En les regardant, je me dis que oui, c’est bien la terre à leurs pieds, la nature environnante, les fluctuations du temps cette année-là qui déterminent ce que sera le vin naturel de ce vignoble, mais ce n’est pas si simple.
Notre conversation est une nouvelle fois coupée. C’est Jonas qui l’appelle. Les vendanges de l’après-midi sont terminées et le vigneron doit le rejoindre pour récupérer les grappes. Sans attendre, nous nous disons au revoir et il part au volant de son tracteur.

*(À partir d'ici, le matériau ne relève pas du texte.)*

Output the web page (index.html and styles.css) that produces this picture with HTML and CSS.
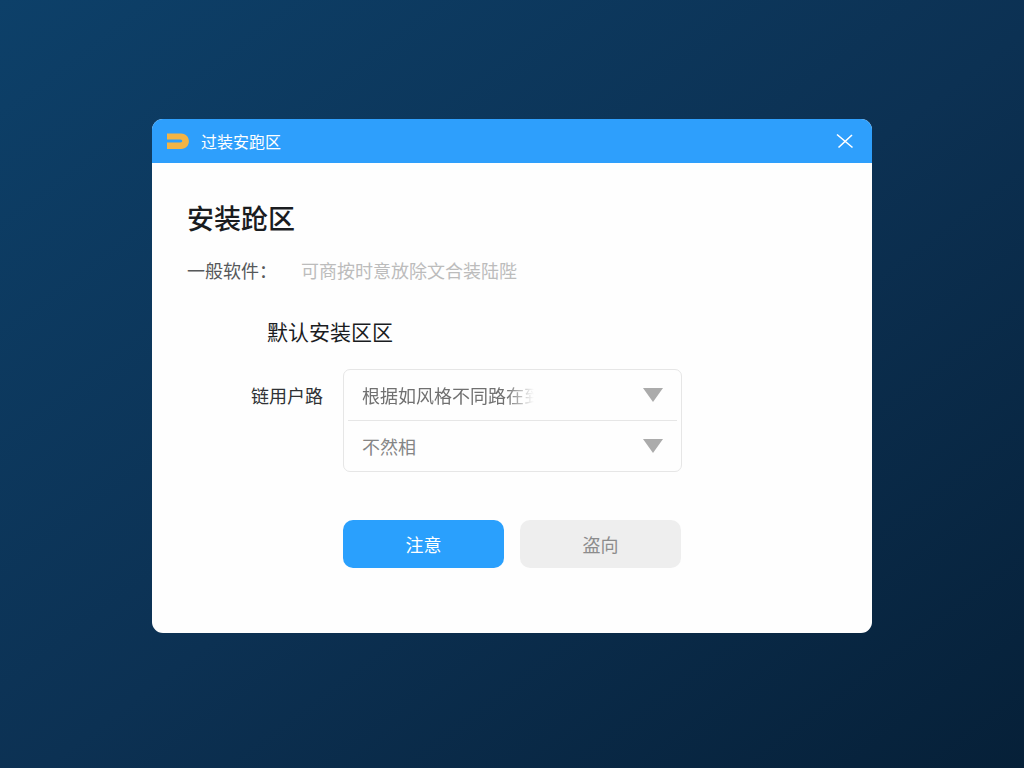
FILE: index.html
```html
<!DOCTYPE html>
<html lang="zh-CN">
<head>
    <meta charset="UTF-8">
    <meta name="viewport" content="width=device-width, initial-scale=1">
    <title>安装跄区</title>
    <link rel="stylesheet" href="styles.css">
</head>
<body>
<main class="dialog">
    <header class="titlebar">
        <svg class="logo" viewBox="0 0 24 18" aria-hidden="true">
            <path d="M1 1.5H15C25.5 1.5 25.5 17 15 17H1V10.5H14.5C16.8 10.5 16.8 7.5 14.5 7.5H1Z" fill="#f3b445"/>
        </svg>
        <span class="name">过装安跑区</span>
        <button class="close" type="button" aria-label="关闭">
            <svg viewBox="0 0 18 16" aria-hidden="true">
                <path d="M1 1.5L16.5 14.5M16 2L2.5 14.5" fill="none" stroke="#fff" stroke-width="1.6"/>
            </svg>
        </button>
    </header>

    <form class="content">
        <h1>安装跄区</h1>
        <div class="software">
            <label for="software">一般软件：</label>
            <input id="software" type="text" placeholder="可商按时意放除文合装陆陛">
        </div>

        <h2>默认安装区区</h2>
        <div class="user">
            <label for="style">链用户路</label>
            <div class="selects">
                <div class="select">
                    <select id="style" class="fade">
                        <option>根据如风格不同路在到</option>
                    </select>
                    <svg class="arrow" viewBox="0 0 20 14" aria-hidden="true"><path d="M0 0H20L10 14Z"/></svg>
                </div>
                <div class="select">
                    <select aria-label="不然相">
                        <option>不然相</option>
                    </select>
                    <svg class="arrow" viewBox="0 0 20 14" aria-hidden="true"><path d="M0 0H20L10 14Z"/></svg>
                </div>
            </div>
        </div>

        <div class="buttons">
            <button class="btn primary" type="button">注意</button>
            <button class="btn" type="button">盗向</button>
        </div>
    </form>
</main>
</body>
</html>
```
FILE: styles.css
```css
* {
    box-sizing: border-box;
    margin: 0;
    padding: 0;
}

body {
    display: flex;
    align-items: center;
    justify-content: center;
    min-height: 100vh;
    padding: 16px 16px 32px;
    background: linear-gradient(to bottom right, #0d4069 0%, #0c3153 52%, #062038 100%);
    color: #1a1c1f;
    font: 18px/28px "Noto Sans CJK SC", sans-serif;
}

button, input, select {
    border: 0;
    background: none;
    color: inherit;
    font: inherit;
}

button {
    cursor: pointer;
}

.dialog {
    width: 100%;
    max-width: 720px;
    overflow: hidden;
    border-radius: 11px;
    background: #fefefe;
}

/* title bar */
.titlebar {
    display: flex;
    align-items: center;
    height: 44px;
    padding: 0 16px 0 14px;
    background: #2e9ffc;
    color: #fff;
    font-size: 16px;
}

.logo {
    width: 24px;
    height: 18px;
    margin-right: 11px;
}

.close {
    display: flex;
    margin-left: auto;
    padding: 2px;
}

.close svg {
    width: 18px;
    height: 16px;
}

/* form */
.content {
    padding: 35px 35px 65px;
}

h1 {
    font-size: 27px;
    font-weight: 500;
    line-height: 40px;
}

.software {
    display: flex;
    gap: 24px;
    margin-top: 18px;
    color: #56585a;
}

.software input {
    flex: 1;
    min-width: 0;
    outline: 0;
}

.software input::placeholder {
    color: #bcbcbc;
    opacity: 1;
}

h2 {
    margin: 31px 0 0 80px;
    font-size: 21px;
    font-weight: 400;
    line-height: 32px;
}

.user {
    display: flex;
    gap: 20px;
    margin: 22px 155px 0 64px;
}

.user > label {
    flex: none;
    color: #303235;
    line-height: 52px;
}

.selects {
    flex: 1;
    min-width: 0;
    padding: 0 4px;
    border: 1px solid #e6e6e6;
    border-radius: 7px;
}

.select {
    display: grid;
    align-items: center;
}

.select + .select {
    border-top: 1px solid #e6e6e6;
}

.select select,
.arrow {
    grid-area: 1 / 1;
}

.select select {
    width: 100%;
    height: 50px;
    padding: 0 46px 0 14px;
    appearance: none;
    color: #858585;
}

.select .fade {
    color: #707070;
    -webkit-mask-image: linear-gradient(90deg, #000 158px, transparent 186px);
    mask-image: linear-gradient(90deg, #000 158px, transparent 186px);
}

.arrow {
    justify-self: end;
    width: 20px;
    height: 14px;
    margin-right: 14px;
    fill: #ababab;
    pointer-events: none;
}

.buttons {
    display: flex;
    gap: 16px;
    margin: 48px 156px 0;
}

.btn {
    flex: 1;
    height: 48px;
    border-radius: 10px;
    background: #eee;
    color: #8c8c8c;
}

.primary {
    background: #2aa0fd;
    color: #fff;
}

@media (max-width: 640px) {
    .content {
        padding: 24px 20px;
    }

    h2, .user, .buttons {
        margin-left: 0;
        margin-right: 0;
    }

    .user {
        flex-direction: column;
        gap: 0;
    }
}
```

Autour de moi, tout est calme, le mistral est tombé et la lumière décline sur les vignes. En les regardant, je me dis que oui, c’est bien la terre à leurs pieds, la nature environnante, les fluctuations du temps cette année-là qui déterminent ce que sera le vin naturel de ce vignoble, mais ce n’est pas si simple. Ce sont les choix d’une personne, son travail et celui de ceux qui l’assistent qui permettent de créer le vin. Et puis, même si je n’ai vu qu’un petit échantillon de ce qu’il se passe ici, j’ai également la conviction que l’histoire de ces terres, celle du vigneron et de chaque personne avec qui il travaille ont une incidence aussi. Ce n’est qu’un ressenti et cela n’a aucune portée scientifique, mais si je ne voyais pas les choses comme cela, le vin n’aurait pas la même saveur pour moi.
La prochaine fois que je boirai une gorgée du vin de Jean-Christophe Comor, je ne tenterai toujours pas d’analyser, mais je me souviendrai des moments passés ici, des blagues, des digressions et de la musique lors des déjeuners des vendanges, c’est certain.